I'm trying to convert a bunch of transactions to a wide matrix to run some regression model with.
Trans_id item_id
123 ABC
123 DEF
123 XYZ
345 ABC
... ...
I'd like to convert to something like this:
Trans_id item_ABC item_DEF item_XYZ
123 1 1 1
345 1 0 0
I'm trying to do this using the dummyVars function in caret but can't get it to do what I need.
dv1 <- dummyVars(Trans_id ~ item_id , data = res1)
df2 <- predict(dv1, res1)
just gets me a list of item_id with no dummy matrix.
item_id
ABC
DEF
XYZ
ABC
...
Any suggestions?
If we are using data.table
, then the dcast
can be used
library(data.table)
dcast(setDT(data), Trans_id ~ paste0("item_", item_id), length)

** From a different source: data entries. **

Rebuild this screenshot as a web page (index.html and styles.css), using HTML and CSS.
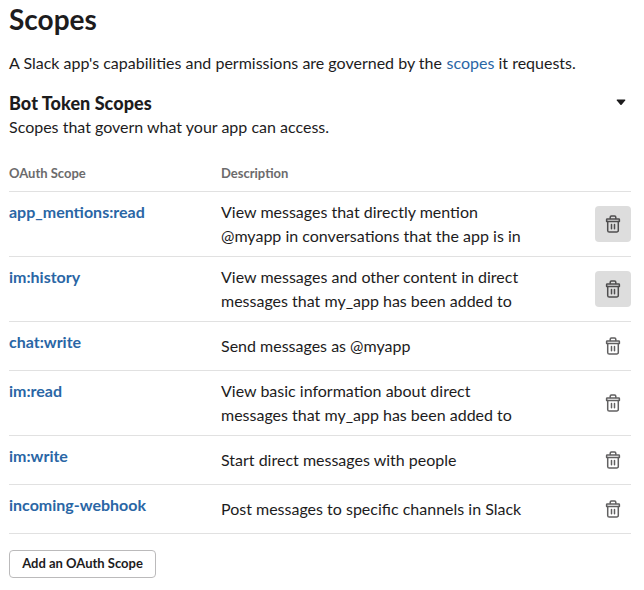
FILE: index.html
```html
<!DOCTYPE html>
<html lang="en">
<head>
<meta charset="utf-8">
<title>Scopes</title>
<link rel="stylesheet" href="styles.css">
</head>
<body>
<svg width="0" height="0" class="defs" aria-hidden="true">
  <symbol id="trash" viewBox="0 0 16 20">
    <g fill="none" stroke="currentColor" stroke-width="1.5" stroke-linejoin="round" stroke-linecap="round">
      <path d="M5.2 4.6V3.2a1.2 1.2 0 0 1 1.2-1.2h3.2a1.2 1.2 0 0 1 1.2 1.2v1.4"/>
      <path d="M2.2 5h11.6a.6.6 0 0 1 .6.6v1.9H1.6V5.6a.6.6 0 0 1 .6-.6z"/>
      <path d="M2.7 7.5v8.9a1.6 1.6 0 0 0 1.6 1.6h7.4a1.6 1.6 0 0 0 1.6-1.6V7.5"/>
      <path d="M6.5 10.4v4.4M9.5 10.4v4.4"/>
    </g>
  </symbol>
</svg>
<main class="page">
  <h1 class="title">Scopes</h1>
  <p class="intro">A Slack app's capabilities and permissions are governed by the <a href="#">scopes</a> it requests.</p>
  <section>
    <div class="section-head">
      <h2 class="subtitle">Bot Token Scopes</h2>
      <svg class="caret" width="10" height="7" viewBox="0 0 10 7"><path d="M1.2.6h7.6q.8.1.4.8L5.6 5.8q-.6.6-1.2 0L.8 1.4Q.4.7 1.2.6z" fill="#1d1c1d"/></svg>
    </div>
    <p class="note">Scopes that govern what your app can access.</p>
    <div class="row head"><span>OAuth Scope</span><span>Description</span></div>
    <div class="row">
      <a class="name" href="#">app_mentions:read</a>
      <p class="desc">View messages that directly mention @myapp in conversations that the app is in</p>
      <button class="delete active" aria-label="Delete"><svg width="16" height="20"><use href="#trash"/></svg></button>
    </div>
    <div class="row">
      <a class="name" href="#">im:history</a>
      <p class="desc">View messages and other content in direct messages that my_app has been added to</p>
      <button class="delete active" aria-label="Delete"><svg width="16" height="20"><use href="#trash"/></svg></button>
    </div>
    <div class="row">
      <a class="name" href="#">chat:write</a>
      <p class="desc">Send messages as @myapp</p>
      <button class="delete" aria-label="Delete"><svg width="16" height="20"><use href="#trash"/></svg></button>
    </div>
    <div class="row">
      <a class="name" href="#">im:read</a>
      <p class="desc">View basic information about direct messages that my_app has been added to</p>
      <button class="delete" aria-label="Delete"><svg width="16" height="20"><use href="#trash"/></svg></button>
    </div>
    <div class="row">
      <a class="name" href="#">im:write</a>
      <p class="desc">Start direct messages with people</p>
      <button class="delete" aria-label="Delete"><svg width="16" height="20"><use href="#trash"/></svg></button>
    </div>
    <div class="row">
      <a class="name" href="#">incoming-webhook</a>
      <p class="desc">Post messages to specific channels in Slack</p>
      <button class="delete" aria-label="Delete"><svg width="16" height="20"><use href="#trash"/></svg></button>
    </div>
    <button class="add">Add an OAuth Scope</button>
  </section>
</main>
</body>
</html>
```
FILE: styles.css
```css
* { box-sizing: border-box; }
body {
  margin: 0;
  background: #fff;
  color: #1d1c1d;
  font: 16px/24px Lato, "Liberation Sans", sans-serif;
}
h1, h2, p { margin: 0; }
a { color: #2a66a5; text-decoration: none; }
.defs { position: absolute; }
.page { width: 631px; padding: 3px 0 0 9px; }
.title { font-size: 28px; line-height: 32px; font-weight: 700; }
.intro { margin-top: 16px; }
.intro a { margin-left: 0.5px; }
.section-head {
  display: flex;
  justify-content: space-between;
  align-items: center;
  height: 24px;
  margin-top: 16px;
  padding-right: 5px;
}
.subtitle { font-size: 18px; line-height: 24px; font-weight: 900; letter-spacing: 0.05px; }
.caret { display: block; margin-top: -2px; }
.row {
  display: grid;
  grid-template-columns: 212px 310px 1fr;
  align-items: center;
  min-height: 49px;
  padding: 6px 0;
  border-bottom: 1px solid #e1e1e1;
}
.head {
  min-height: 0;
  height: 36px;
  margin-top: 17px;
  padding: 0;
  font-size: 13px;
  line-height: 35px;
  font-weight: 700;
  color: #6c6b6c;
}
.name { align-self: start; margin-top: 2px; font-weight: 700; }
.desc { margin: 2px 0; }
.delete {
  display: flex;
  align-items: center;
  justify-content: center;
  justify-self: end;
  width: 36px;
  height: 36px;
  padding: 0;
  border: 0;
  border-radius: 4px;
  background: transparent;
  color: #616061;
}
.delete.active { background: #dddddd; color: #4f4e4f; }
.add {
  display: block;
  width: 147px;
  height: 28px;
  margin-top: 16px;
  padding: 0 0 2px;
  border: 1px solid #bbbabb;
  border-radius: 4px;
  background: #fff;
  color: #1d1c1d;
  font: 700 13px/24px Lato, "Liberation Sans", sans-serif;
}
```
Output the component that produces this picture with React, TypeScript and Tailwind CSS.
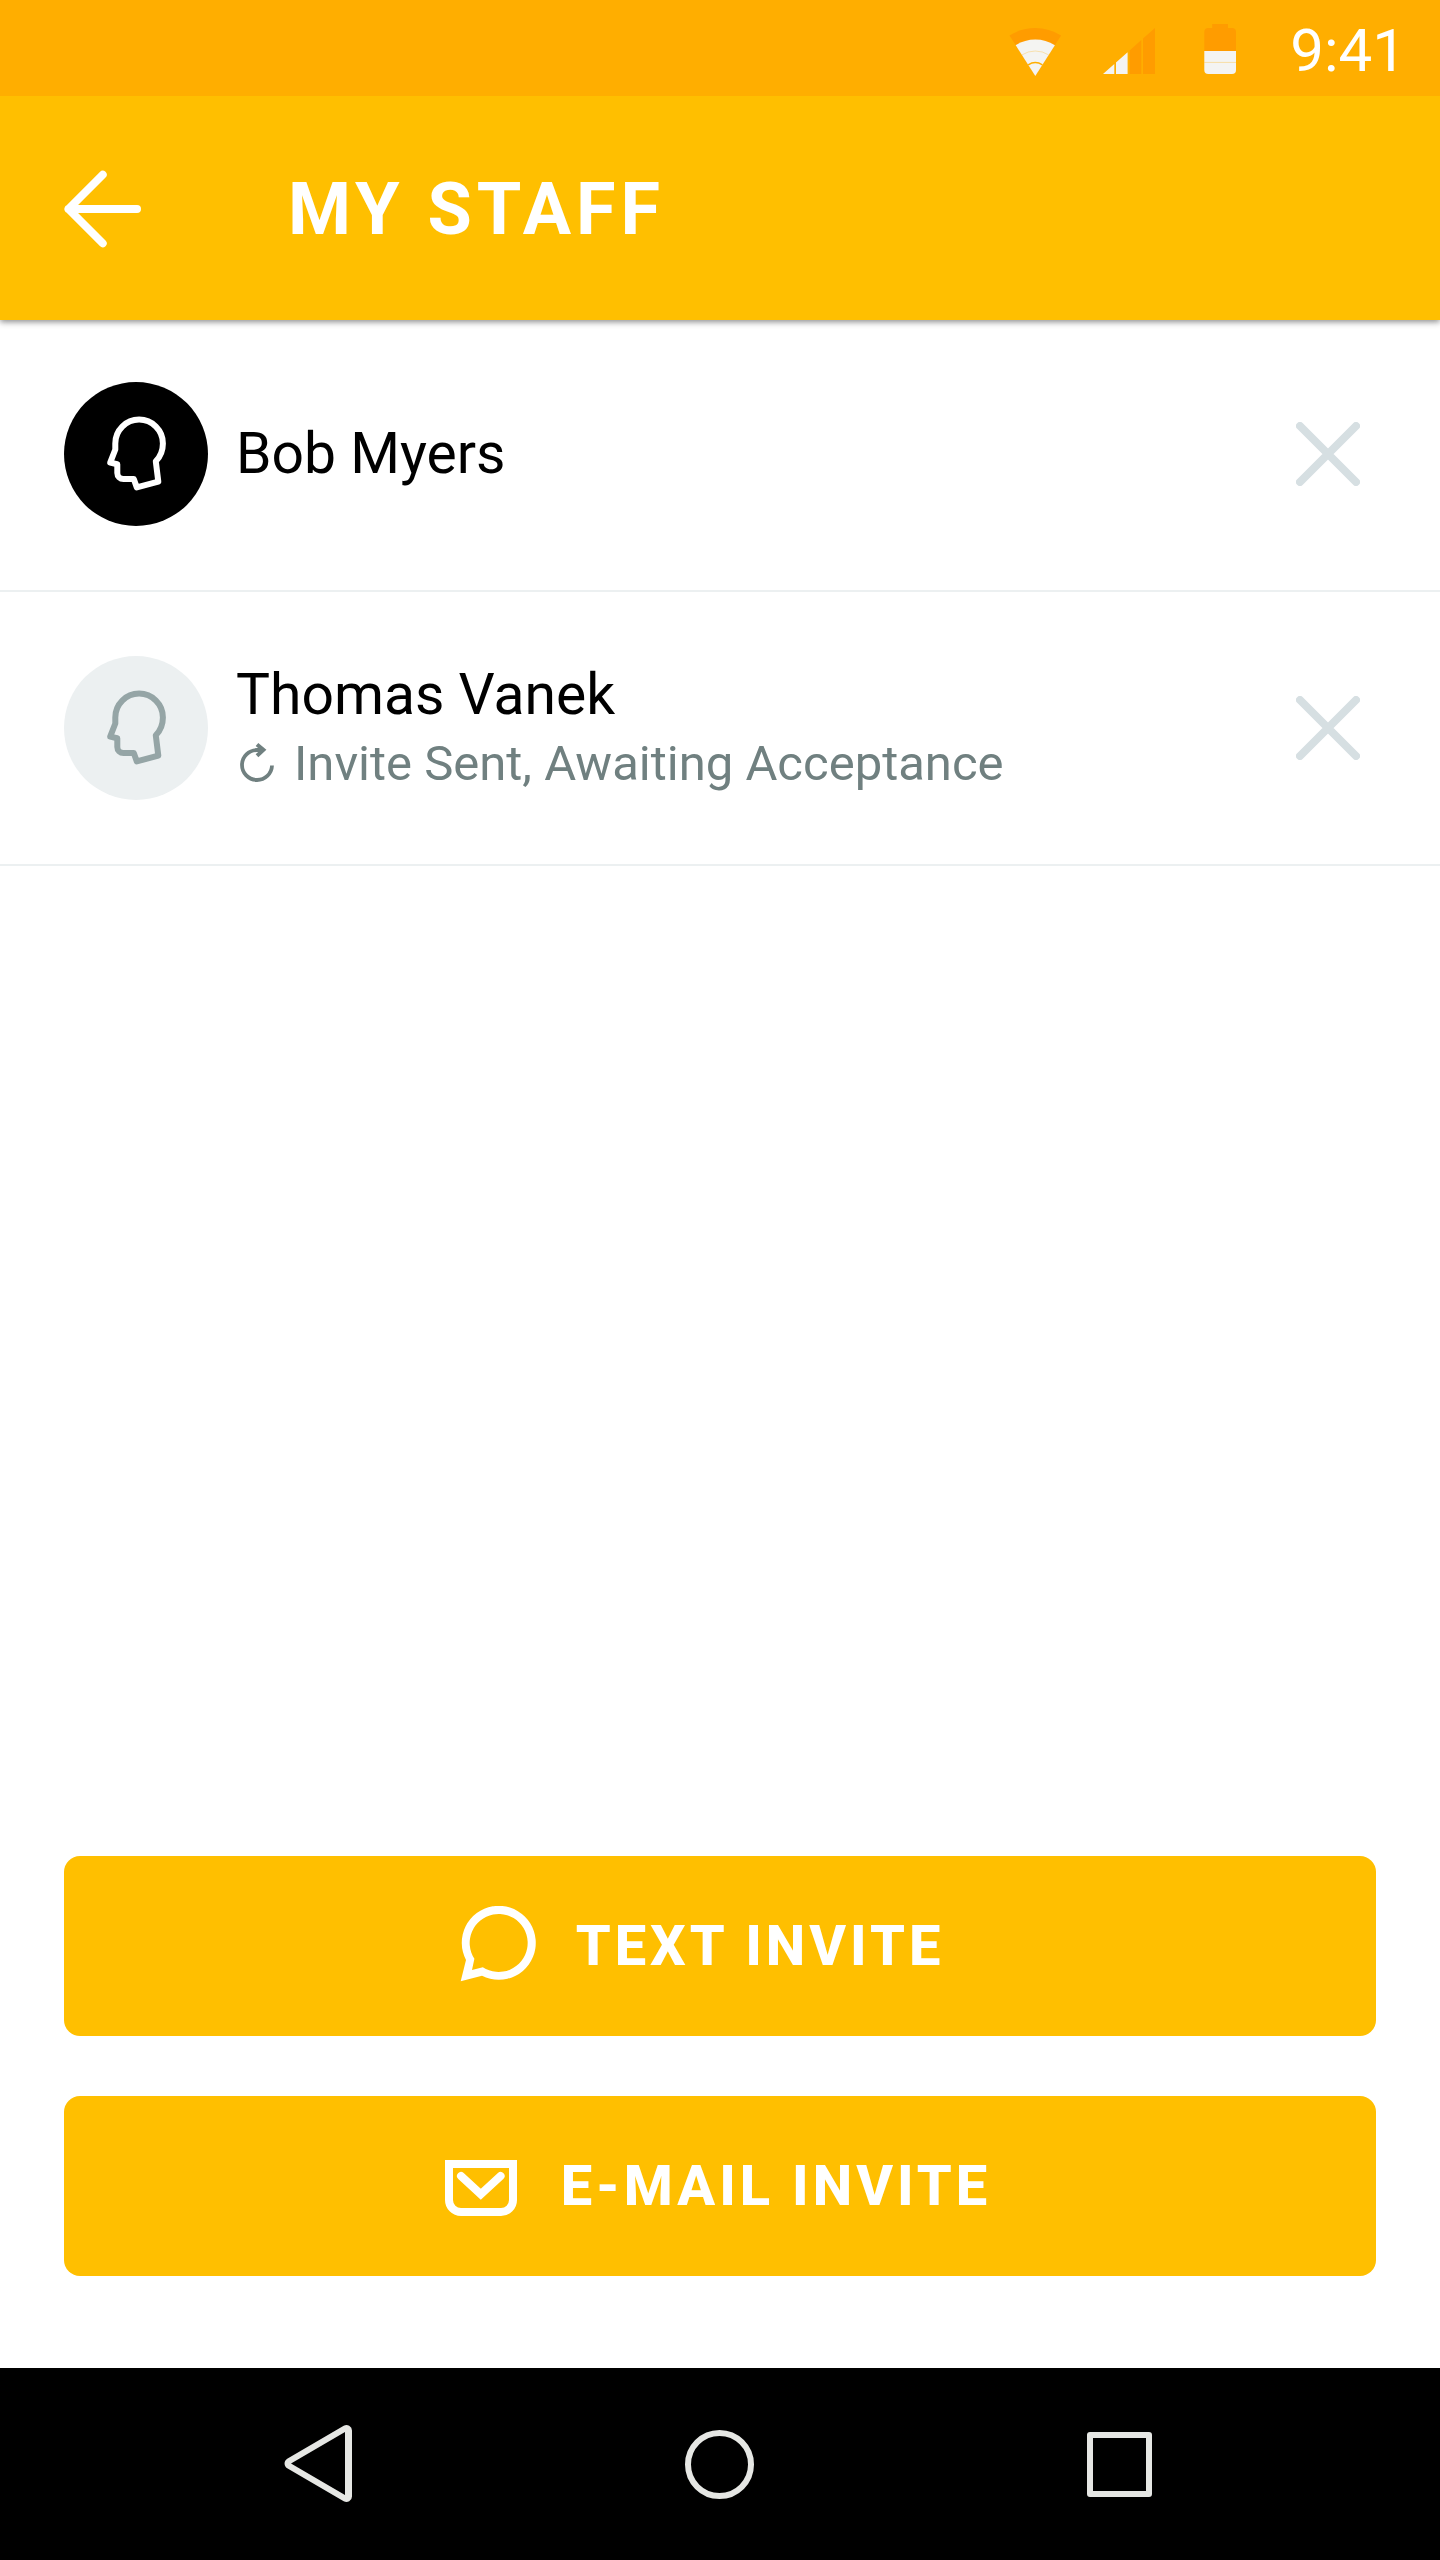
type StaffMember = {
  name: string;
  pending?: boolean;
};

const staff: StaffMember[] = [
  { name: "Bob Myers" },
  { name: "Thomas Vanek", pending: true },
];

function WifiIcon() {
  return (
    <svg viewBox="0 0 54 56" className="h-14 w-[54px]" aria-hidden="true">
      <path d="M27.3 53 L1.5 12.5 A48 48 0 0 1 53.1 12.5 Z" fill="#ff9c00" />
      <path d="M27.3 53 L7.7 22.2 A36.5 36.5 0 0 1 46.9 22.2 Z" fill="#f4f4f2" />
      <path d="M13.9 31.9 A25 25 0 0 1 40.7 31.9" fill="none" stroke="#ffae00" strokeOpacity="0.4" strokeWidth="0.7" />
      <path d="M20.2 41.8 A13 13 0 0 1 34.4 41.8" fill="none" stroke="#ffae00" strokeWidth="1.4" />
    </svg>
  );
}

function SignalIcon() {
  return (
    <svg viewBox="0 0 54 56" className="h-14 w-[54px]" aria-hidden="true">
      <path d="M1 51 L12.3 41 V51 Z M14 39.5 L25.6 29.2 V51 H14 Z" fill="#f4f4f2" />
      <path d="M27.7 27.4 L39.3 17.1 V51 H27.7 Z M41 15.6 L53 5 V51 H41 Z" fill="#ff9c00" />
    </svg>
  );
}

function BatteryIcon() {
  return (
    <svg viewBox="0 0 54 56" className="h-14 w-[54px]" aria-hidden="true">
      <path d="M8.3 28 V9 A4 4 0 0 1 12.3 5 H16.2 V1 H32 V5 H36 A4 4 0 0 1 40 9 V28 Z" fill="#ff9c00" />
      <path d="M8.3 28 H40 V47 A4 4 0 0 1 36 51 H12.3 A4 4 0 0 1 8.3 47 Z" fill="#f4f4f2" />
      <path d="M8.3 39.4 H40" stroke="#ffae00" strokeOpacity="0.4" strokeWidth="0.8" />
    </svg>
  );
}

function BackArrow() {
  return (
    <svg viewBox="0 0 80 80" className="size-20" fill="none" stroke="currentColor" strokeWidth="8" strokeLinecap="round" strokeLinejoin="round" aria-hidden="true">
      <path d="M38.7 6.7 L4.5 41 L38.7 75.3 M4.5 41 H73" />
    </svg>
  );
}

function HeadIcon() {
  return (
    <svg viewBox="0 0 144 144" className="size-36" fill="none" stroke="currentColor" strokeWidth="6" strokeLinejoin="round" aria-hidden="true">
      <path d="M51.3 61.4 A23.8 23.8 0 0 1 98.9 61.4 C98.9 68.5 96.3 74.6 91.8 79.3 L94.3 99.6 L72.8 105.4 L69.8 97 H59.5 C56 97 53.3 94.5 53.3 91 V82.2 L46.2 80.6 L51.3 67.5 Z" />
    </svg>
  );
}

function RefreshIcon() {
  return (
    <svg viewBox="0 2 46 46" className="size-[46px]" fill="none" stroke="currentColor" strokeWidth="4" aria-hidden="true">
      <path d="M36 26.5 A15 15 0 1 1 21 11 H26" strokeWidth="3.8" />
      <path d="M21 5.4 L27.4 10.9 L21 16.8" />
    </svg>
  );
}

function CrossIcon() {
  return (
    <svg viewBox="0 0 64 64" className="size-16" stroke="currentColor" strokeWidth="8" strokeLinecap="round" aria-hidden="true">
      <path d="M4 4 L60 60 M60 4 L4 60" />
    </svg>
  );
}

function ChatIcon() {
  return (
    <svg viewBox="0 0 76 80" className="h-20 w-[76px]" fill="currentColor" fillRule="evenodd" aria-hidden="true">
      <path d="M6 54 L0.7 75.3 L22 69.8 A37 37 0 1 0 6 54 Z M14.4 52.8 L12 64 L22.8 61.2 A29 29 0 1 0 14.4 52.8 Z" />
    </svg>
  );
}

function MailIcon() {
  return (
    <svg viewBox="0 0 72 60" className="h-[60px] w-[72px]" fill="none" stroke="currentColor" strokeWidth="8" aria-hidden="true">
      <path d="M4 8 H68 V44 A12 12 0 0 1 56 56 H16 A12 12 0 0 1 4 44 Z" />
      <path d="M16 20 L35.8 38.2 L55.6 20" strokeLinecap="round" />
    </svg>
  );
}

function StaffRow({ name, pending }: StaffMember) {
  return (
    <li className="flex items-center border-b-2 border-[#ecf0f1] px-16 py-16">
      <span className={pending ? "rounded-full bg-[#ecf0f1] text-[#95a5a6]" : "rounded-full bg-black text-white"}>
        <HeadIcon />
      </span>
      <div className="ml-7 flex-1">
        <p className="text-[57px] leading-[72px] text-black">{name}</p>
        {pending && (
          <p className="flex items-center gap-3 text-[49px] leading-[66px] text-[#708080]">
            <RefreshIcon />
            Invite Sent, Awaiting Acceptance
          </p>
        )}
      </div>
      <button type="button" aria-label={`Remove ${name}`} className="mr-4 text-[#d6dfe2]">
        <CrossIcon />
      </button>
    </li>
  );
}

export default function App() {
  return (
    <div className="flex min-h-screen flex-col bg-white font-['Roboto',sans-serif]">
      <div className="relative z-10 flex h-24 items-center justify-end gap-10 bg-[#ffae00] pt-1.5 pr-[34px]">
        <WifiIcon />
        <SignalIcon />
        <BatteryIcon />
        <time className="text-6xl leading-none text-white">9:41</time>
      </div>

      <header className="relative flex h-56 items-center gap-36 bg-[#ffbf00] px-16 text-white shadow-[0_2px_6px_rgba(0,0,0,0.45)]">
        <button type="button" aria-label="Back">
          <BackArrow />
        </button>
        <h1 className="pt-1 text-7xl font-bold tracking-[5px]">MY STAFF</h1>
      </header>

      <main className="-mt-0.5 flex flex-1 flex-col">
        <ul>
          {staff.map((member) => (
            <StaffRow key={member.name} {...member} />
          ))}
        </ul>
        <div className="mt-auto flex flex-col gap-15 px-16 pb-23 text-[56px] font-extrabold tracking-[4px] text-white">
          <button type="button" className="flex h-45 items-center justify-center gap-10 rounded-2xl bg-[#ffbf00] pr-9">
            <ChatIcon />
            TEXT INVITE
          </button>
          <button type="button" className="flex h-45 items-center justify-center gap-11 rounded-2xl bg-[#ffbf00] pr-1">
            <MailIcon />
            E-MAIL INVITE
          </button>
        </div>
      </main>

      <nav aria-label="System" className="grid h-48 grid-cols-3 bg-black px-30 text-[#e6e7e4]">
        <button type="button" aria-label="Back" className="flex items-center justify-center">
          <svg viewBox="0 0 72 80" className="h-20 w-18" fill="currentColor" fillRule="evenodd" aria-hidden="true">
            <path d="M3.2 34.8 L59.7 1.8 A5.5 5.5 0 0 1 68 6.5 V72.5 A5.5 5.5 0 0 1 59.7 77.2 L3.2 44.2 A5.5 5.5 0 0 1 3.2 34.8 Z M7 39.5 L61 71 V8 Z" />
          </svg>
        </button>
        <button type="button" aria-label="Home" className="flex items-center justify-center">
          <svg viewBox="0 0 72 72" className="size-18" fill="none" stroke="currentColor" strokeWidth="6" aria-hidden="true">
            <circle cx="35.5" cy="36.5" r="31.5" />
          </svg>
        </button>
        <button type="button" aria-label="Recent apps" className="flex items-center justify-center">
          <svg viewBox="0 0 72 72" className="size-18" fill="none" stroke="currentColor" strokeWidth="6" aria-hidden="true">
            <path d="M6 7 H65 V66 H6 Z" strokeLinejoin="round" />
          </svg>
        </button>
      </nav>
    </div>
  );
}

# Trans_id item_ABC item_DEF item_XYZ
#1: 123 1 1 1
#2: 345 1 0 0
Or a more general approach would be
dcast(setDT(data), Trans_id ~ paste0("item_", item_id), function(x) as.integer(length(x)>0))
data <- structure(list(Trans_id = c(123L, 123L, 123L, 345L), item_id = structure(c(1L,
2L, 3L, 1L), .Label = c("ABC", "DEF", "XYZ"), class = "factor")),
.Names = c("Trans_id",
"item_id"), class = "data.frame", row.names = c(NA, -4L))